The envelope arrived with the afternoon mail run. He almost didn’t notice it in the small hurricane of invoices and junk ads. It just said Johnny on it. No address. But everyone knew who he was. It wouldn’t have been any puzzle, even for a new
mailman, which Sam Frisk was not. Johnny Abalone pulled out an old, faded Christmas card. It had a snowman on it. Corn cob pipe and everything.
If you wanted to come and see me on Thursday, that would be fine. It’s my birthday. Here is $400. I think that’s enough for a color TV. If you could bring it when you come that would be as good as a present. Only you have to promise not to freak out if you see something that would be hard to explain if anyone asked you about it. But probably no one ever will.
I drink my tea straight. Silver needle doesn’t need anything extra.
P.S. Bring cake. Lots of frosting.
—Gudrun
2. The Girl Next Door
Published 1950, Fig Leaf Press, 104 pages
Pemberley learned words quickly. After Ruby came Murray, water, potato, book, tea, want, moon. And others less predictable, less simple, less clear where she found them. Dirty. Formaldehyde. Fallout. Radon. Military industrial complex. Poison. Death.
Snow.
Gudrun didn’t know what she expected. She supposed she ought to stop expecting entirely at this point.

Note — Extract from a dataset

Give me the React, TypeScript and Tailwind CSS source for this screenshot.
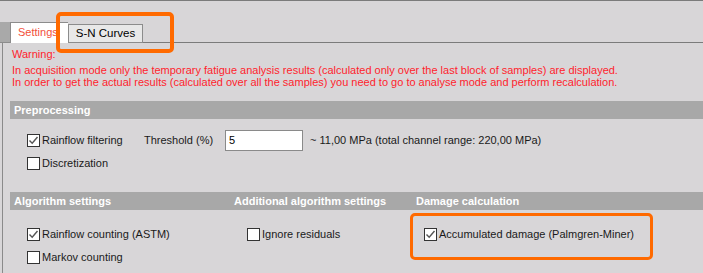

She had only just managed to adjust to the reality of having been cut in two like an orange. She didn’t much feel like dealing with this new problem. Because Pemberley was her in every way, just the same, by definition, by ontological necessity. But those hadn’t been Gudrun’s first words. She’d said Mama, like most children. Then hello, bottle, help, up, outside, kiss, and Minnesota.
Once, at night, while Pem snored softly next to her with her fists balled up under her chin, Gudrun wondered if, having been bisected so cleanly, she was missing something now. If she was no longer whole. If she was still 100% Gudrun and not diluted somehow, alloyed with some new substance. 90% Gudrun and 10% radon, fallout, formaldehyde, snow. Or 50% Gudrun, and 50% of her now lived in a completely unattached body that she could never glue back together with the rest, a new warm body put away gently on the other side of the cabinet from her old cool one, divided by spoons and sugar and the inevitable separateness of everything, sucking its thumb vigorously when it had bad dreams.